Short exercise: Look for the line containing "Recreate this image" and the line containing "left-[410px] top-0 w-[95px]" in the entries below. Copy those two and all lines between them exactly, leaving out pictures.

# # # #

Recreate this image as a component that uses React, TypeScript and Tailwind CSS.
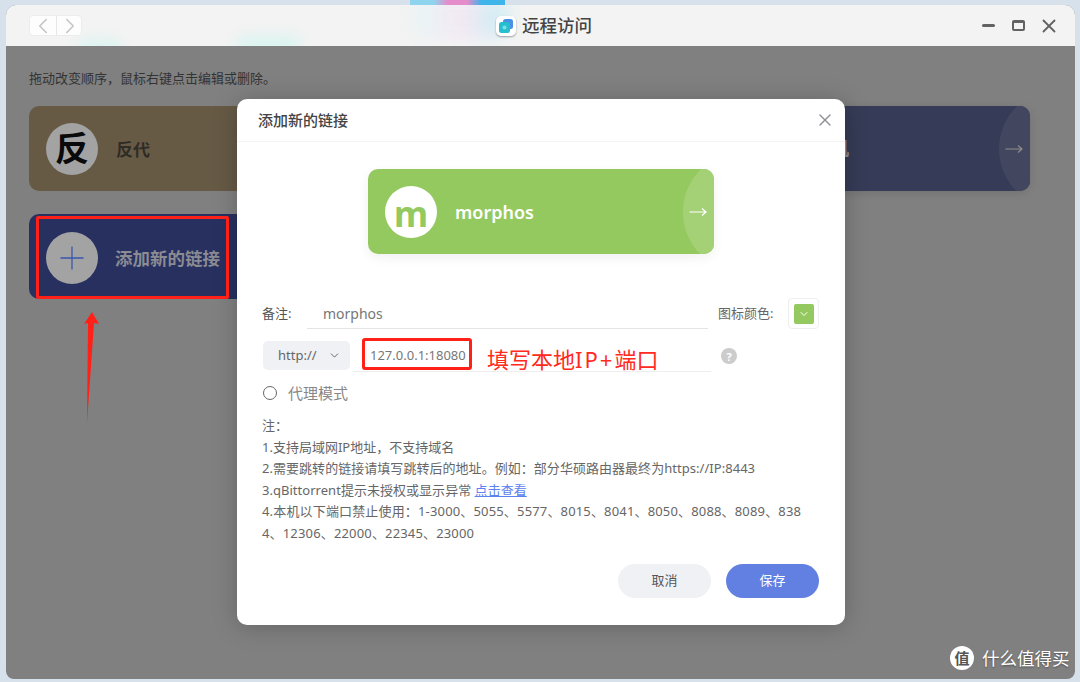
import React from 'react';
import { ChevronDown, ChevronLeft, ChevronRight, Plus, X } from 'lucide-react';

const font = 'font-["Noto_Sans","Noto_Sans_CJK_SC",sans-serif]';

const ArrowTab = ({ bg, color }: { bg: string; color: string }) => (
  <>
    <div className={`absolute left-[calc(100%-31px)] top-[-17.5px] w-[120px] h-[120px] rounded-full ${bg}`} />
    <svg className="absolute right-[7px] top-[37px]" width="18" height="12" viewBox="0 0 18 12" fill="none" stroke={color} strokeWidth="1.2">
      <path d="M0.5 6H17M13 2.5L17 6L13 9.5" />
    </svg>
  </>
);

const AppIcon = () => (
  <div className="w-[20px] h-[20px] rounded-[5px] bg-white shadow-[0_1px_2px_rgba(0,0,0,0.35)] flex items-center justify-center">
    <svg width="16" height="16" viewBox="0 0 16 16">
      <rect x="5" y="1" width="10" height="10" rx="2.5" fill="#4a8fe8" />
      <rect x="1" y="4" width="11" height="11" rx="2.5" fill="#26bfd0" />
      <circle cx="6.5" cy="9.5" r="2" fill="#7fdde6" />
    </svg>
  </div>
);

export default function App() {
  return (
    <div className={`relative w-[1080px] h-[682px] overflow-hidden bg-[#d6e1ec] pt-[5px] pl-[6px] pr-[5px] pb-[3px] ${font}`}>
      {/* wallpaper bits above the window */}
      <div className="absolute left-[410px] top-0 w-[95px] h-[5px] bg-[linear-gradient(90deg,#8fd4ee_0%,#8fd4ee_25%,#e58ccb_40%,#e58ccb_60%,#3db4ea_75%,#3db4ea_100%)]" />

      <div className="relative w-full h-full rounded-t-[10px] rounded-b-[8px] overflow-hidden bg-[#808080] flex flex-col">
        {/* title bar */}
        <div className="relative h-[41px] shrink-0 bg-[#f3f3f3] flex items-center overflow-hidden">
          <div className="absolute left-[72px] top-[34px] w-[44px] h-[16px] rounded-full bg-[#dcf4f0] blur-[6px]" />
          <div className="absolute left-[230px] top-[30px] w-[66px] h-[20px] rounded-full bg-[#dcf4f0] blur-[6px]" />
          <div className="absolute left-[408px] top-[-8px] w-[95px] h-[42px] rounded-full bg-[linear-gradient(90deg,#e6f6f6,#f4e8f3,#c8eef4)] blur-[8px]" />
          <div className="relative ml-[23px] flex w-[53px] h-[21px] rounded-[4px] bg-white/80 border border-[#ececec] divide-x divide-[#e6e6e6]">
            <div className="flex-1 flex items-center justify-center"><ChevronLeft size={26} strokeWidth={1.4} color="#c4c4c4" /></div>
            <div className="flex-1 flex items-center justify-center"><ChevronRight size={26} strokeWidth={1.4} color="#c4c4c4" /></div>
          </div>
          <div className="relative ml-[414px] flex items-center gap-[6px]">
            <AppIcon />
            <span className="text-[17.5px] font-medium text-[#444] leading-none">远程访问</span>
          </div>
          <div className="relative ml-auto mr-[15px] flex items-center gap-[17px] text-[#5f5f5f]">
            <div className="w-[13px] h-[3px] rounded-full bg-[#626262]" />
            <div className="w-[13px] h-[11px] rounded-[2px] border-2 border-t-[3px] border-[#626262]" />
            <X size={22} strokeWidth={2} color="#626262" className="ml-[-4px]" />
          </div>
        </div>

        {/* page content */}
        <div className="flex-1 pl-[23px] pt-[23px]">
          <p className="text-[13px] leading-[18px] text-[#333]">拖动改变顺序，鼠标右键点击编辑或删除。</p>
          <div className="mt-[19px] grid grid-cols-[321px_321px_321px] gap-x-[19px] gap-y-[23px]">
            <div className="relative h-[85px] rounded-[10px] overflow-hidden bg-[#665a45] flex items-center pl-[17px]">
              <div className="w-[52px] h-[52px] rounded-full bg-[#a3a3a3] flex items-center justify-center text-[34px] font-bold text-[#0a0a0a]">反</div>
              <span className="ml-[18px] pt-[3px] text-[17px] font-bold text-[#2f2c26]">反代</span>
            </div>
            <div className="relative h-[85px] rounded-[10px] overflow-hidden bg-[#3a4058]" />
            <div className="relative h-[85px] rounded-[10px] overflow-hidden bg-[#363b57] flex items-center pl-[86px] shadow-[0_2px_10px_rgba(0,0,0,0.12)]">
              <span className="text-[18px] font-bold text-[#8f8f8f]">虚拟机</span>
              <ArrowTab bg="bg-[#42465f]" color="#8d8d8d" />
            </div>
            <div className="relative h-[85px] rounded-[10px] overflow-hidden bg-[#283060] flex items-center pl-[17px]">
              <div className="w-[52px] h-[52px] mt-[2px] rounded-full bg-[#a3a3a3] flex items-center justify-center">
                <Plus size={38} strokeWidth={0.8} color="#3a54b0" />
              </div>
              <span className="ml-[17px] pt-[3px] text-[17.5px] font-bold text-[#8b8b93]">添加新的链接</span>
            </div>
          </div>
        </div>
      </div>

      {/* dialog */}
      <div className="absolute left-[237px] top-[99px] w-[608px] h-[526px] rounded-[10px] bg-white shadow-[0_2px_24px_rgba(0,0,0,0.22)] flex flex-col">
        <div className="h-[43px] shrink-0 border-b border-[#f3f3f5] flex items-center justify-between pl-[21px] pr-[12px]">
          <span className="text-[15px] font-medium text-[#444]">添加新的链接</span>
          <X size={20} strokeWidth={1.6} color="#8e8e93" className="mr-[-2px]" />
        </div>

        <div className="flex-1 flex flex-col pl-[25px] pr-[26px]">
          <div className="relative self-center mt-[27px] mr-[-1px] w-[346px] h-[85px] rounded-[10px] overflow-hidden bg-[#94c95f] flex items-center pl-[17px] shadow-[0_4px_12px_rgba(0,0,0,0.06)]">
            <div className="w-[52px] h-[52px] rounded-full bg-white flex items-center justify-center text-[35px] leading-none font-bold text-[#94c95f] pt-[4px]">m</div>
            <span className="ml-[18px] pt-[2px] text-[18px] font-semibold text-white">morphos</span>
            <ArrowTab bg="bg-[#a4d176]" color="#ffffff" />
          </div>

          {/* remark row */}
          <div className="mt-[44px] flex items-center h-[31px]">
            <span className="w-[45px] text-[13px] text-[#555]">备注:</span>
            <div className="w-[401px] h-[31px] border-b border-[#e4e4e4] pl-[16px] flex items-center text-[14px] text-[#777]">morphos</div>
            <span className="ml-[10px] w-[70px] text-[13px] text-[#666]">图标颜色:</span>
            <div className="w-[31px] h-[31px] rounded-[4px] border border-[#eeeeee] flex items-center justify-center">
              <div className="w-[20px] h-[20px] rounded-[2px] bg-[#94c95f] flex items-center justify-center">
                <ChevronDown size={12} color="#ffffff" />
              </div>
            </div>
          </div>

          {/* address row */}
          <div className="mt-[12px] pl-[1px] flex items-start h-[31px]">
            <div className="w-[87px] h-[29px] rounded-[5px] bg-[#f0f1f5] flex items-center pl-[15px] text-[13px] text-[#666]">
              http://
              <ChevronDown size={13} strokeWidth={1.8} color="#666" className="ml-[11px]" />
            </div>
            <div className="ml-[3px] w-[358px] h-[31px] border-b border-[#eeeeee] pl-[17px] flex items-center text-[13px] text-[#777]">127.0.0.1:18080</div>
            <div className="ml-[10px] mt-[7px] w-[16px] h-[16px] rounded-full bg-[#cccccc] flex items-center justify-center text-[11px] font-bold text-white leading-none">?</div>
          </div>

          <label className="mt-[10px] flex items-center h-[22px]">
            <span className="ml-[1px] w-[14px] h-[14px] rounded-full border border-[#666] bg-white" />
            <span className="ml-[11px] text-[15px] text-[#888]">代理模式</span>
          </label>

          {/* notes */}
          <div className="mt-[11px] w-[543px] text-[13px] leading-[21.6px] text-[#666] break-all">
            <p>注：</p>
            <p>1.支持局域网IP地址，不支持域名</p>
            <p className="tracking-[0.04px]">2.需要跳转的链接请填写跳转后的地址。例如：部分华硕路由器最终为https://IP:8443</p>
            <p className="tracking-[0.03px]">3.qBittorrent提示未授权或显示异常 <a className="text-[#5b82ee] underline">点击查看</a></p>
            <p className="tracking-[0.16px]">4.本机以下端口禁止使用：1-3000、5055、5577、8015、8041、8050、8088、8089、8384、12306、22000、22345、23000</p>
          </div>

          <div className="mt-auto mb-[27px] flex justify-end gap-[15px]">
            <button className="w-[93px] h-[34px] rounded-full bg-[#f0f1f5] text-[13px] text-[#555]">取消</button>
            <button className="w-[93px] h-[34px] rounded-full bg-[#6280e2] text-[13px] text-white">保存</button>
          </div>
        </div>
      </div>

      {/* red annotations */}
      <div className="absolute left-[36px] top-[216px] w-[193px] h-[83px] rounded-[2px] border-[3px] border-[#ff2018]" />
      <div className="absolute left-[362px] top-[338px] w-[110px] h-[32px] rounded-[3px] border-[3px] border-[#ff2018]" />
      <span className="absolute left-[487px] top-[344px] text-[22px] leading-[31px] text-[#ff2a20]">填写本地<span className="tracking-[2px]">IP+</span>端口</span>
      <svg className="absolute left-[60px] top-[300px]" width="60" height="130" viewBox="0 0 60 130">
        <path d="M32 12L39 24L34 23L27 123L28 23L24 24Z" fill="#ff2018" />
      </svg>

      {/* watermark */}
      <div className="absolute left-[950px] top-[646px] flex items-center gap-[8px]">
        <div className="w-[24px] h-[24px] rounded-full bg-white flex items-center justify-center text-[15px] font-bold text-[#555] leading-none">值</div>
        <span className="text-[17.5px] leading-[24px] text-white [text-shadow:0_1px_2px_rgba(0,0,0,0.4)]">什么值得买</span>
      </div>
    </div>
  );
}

# # # #

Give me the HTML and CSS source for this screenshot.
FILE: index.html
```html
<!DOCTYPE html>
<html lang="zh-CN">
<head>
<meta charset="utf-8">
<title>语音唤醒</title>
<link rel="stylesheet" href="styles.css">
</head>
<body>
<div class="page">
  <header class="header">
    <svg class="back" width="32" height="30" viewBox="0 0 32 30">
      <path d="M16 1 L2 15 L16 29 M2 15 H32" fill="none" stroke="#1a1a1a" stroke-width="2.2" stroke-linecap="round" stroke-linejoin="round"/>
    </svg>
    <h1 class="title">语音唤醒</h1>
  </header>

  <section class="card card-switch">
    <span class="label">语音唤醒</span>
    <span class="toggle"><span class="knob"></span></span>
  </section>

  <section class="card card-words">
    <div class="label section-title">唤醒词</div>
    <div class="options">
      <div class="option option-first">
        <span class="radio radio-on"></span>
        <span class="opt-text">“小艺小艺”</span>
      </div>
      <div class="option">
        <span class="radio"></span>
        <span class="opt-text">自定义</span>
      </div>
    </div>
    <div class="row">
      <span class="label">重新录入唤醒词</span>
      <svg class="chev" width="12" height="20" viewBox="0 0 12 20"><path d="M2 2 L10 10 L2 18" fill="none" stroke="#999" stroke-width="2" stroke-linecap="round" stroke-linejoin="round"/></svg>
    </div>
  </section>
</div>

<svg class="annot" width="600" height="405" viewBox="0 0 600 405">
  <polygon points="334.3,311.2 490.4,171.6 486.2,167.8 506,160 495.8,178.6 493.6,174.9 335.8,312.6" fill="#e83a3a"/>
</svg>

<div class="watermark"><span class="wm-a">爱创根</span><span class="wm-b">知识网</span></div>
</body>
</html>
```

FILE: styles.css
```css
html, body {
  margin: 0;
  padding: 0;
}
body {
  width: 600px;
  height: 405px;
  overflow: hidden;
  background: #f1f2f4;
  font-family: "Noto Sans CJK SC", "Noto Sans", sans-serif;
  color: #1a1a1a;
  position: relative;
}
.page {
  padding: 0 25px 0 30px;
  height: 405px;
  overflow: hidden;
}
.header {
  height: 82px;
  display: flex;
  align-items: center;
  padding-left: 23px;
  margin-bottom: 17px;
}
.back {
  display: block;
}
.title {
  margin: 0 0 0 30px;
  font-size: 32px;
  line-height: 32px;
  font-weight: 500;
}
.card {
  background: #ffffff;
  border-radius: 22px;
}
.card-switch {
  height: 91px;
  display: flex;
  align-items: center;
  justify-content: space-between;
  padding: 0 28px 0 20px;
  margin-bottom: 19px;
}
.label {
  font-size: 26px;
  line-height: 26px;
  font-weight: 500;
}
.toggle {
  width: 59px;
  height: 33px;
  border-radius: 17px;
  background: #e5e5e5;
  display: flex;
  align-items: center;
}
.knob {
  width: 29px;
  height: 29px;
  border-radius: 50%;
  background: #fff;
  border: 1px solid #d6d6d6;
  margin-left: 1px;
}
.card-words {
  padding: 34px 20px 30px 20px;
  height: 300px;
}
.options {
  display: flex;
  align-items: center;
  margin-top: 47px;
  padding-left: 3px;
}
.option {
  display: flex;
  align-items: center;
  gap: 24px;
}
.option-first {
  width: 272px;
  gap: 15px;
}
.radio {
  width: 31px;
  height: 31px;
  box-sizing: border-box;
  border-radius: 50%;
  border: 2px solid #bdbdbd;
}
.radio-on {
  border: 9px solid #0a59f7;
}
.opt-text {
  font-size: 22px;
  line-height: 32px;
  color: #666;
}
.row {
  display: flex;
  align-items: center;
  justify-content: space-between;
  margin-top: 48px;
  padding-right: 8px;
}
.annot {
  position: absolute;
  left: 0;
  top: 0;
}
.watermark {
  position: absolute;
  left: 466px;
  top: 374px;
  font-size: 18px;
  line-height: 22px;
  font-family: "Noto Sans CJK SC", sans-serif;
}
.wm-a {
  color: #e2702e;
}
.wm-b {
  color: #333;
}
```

# # # #

Result:
Recreate this image as a component that uses React, TypeScript and Tailwind CSS.
import React from 'react';
import { ChevronDown, ChevronLeft, ChevronRight, Plus, X } from 'lucide-react';

const font = 'font-["Noto_Sans","Noto_Sans_CJK_SC",sans-serif]';

const ArrowTab = ({ bg, color }: { bg: string; color: string }) => (
  <>
    <div className={`absolute left-[calc(100%-31px)] top-[-17.5px] w-[120px] h-[120px] rounded-full ${bg}`} />
    <svg className="absolute right-[7px] top-[37px]" width="18" height="12" viewBox="0 0 18 12" fill="none" stroke={color} strokeWidth="1.2">
      <path d="M0.5 6H17M13 2.5L17 6L13 9.5" />
    </svg>
  </>
);

const AppIcon = () => (
  <div className="w-[20px] h-[20px] rounded-[5px] bg-white shadow-[0_1px_2px_rgba(0,0,0,0.35)] flex items-center justify-center">
    <svg width="16" height="16" viewBox="0 0 16 16">
      <rect x="5" y="1" width="10" height="10" rx="2.5" fill="#4a8fe8" />
      <rect x="1" y="4" width="11" height="11" rx="2.5" fill="#26bfd0" />
      <circle cx="6.5" cy="9.5" r="2" fill="#7fdde6" />
    </svg>
  </div>
);

export default function App() {
  return (
    <div className={`relative w-[1080px] h-[682px] overflow-hidden bg-[#d6e1ec] pt-[5px] pl-[6px] pr-[5px] pb-[3px] ${font}`}>
      {/* wallpaper bits above the window */}
      <div className="absolute left-[410px] top-0 w-[95px] h-[5px] bg-[linear-gradient(90deg,#8fd4ee_0%,#8fd4ee_25%,#e58ccb_40%,#e58ccb_60%,#3db4ea_75%,#3db4ea_100%)]" />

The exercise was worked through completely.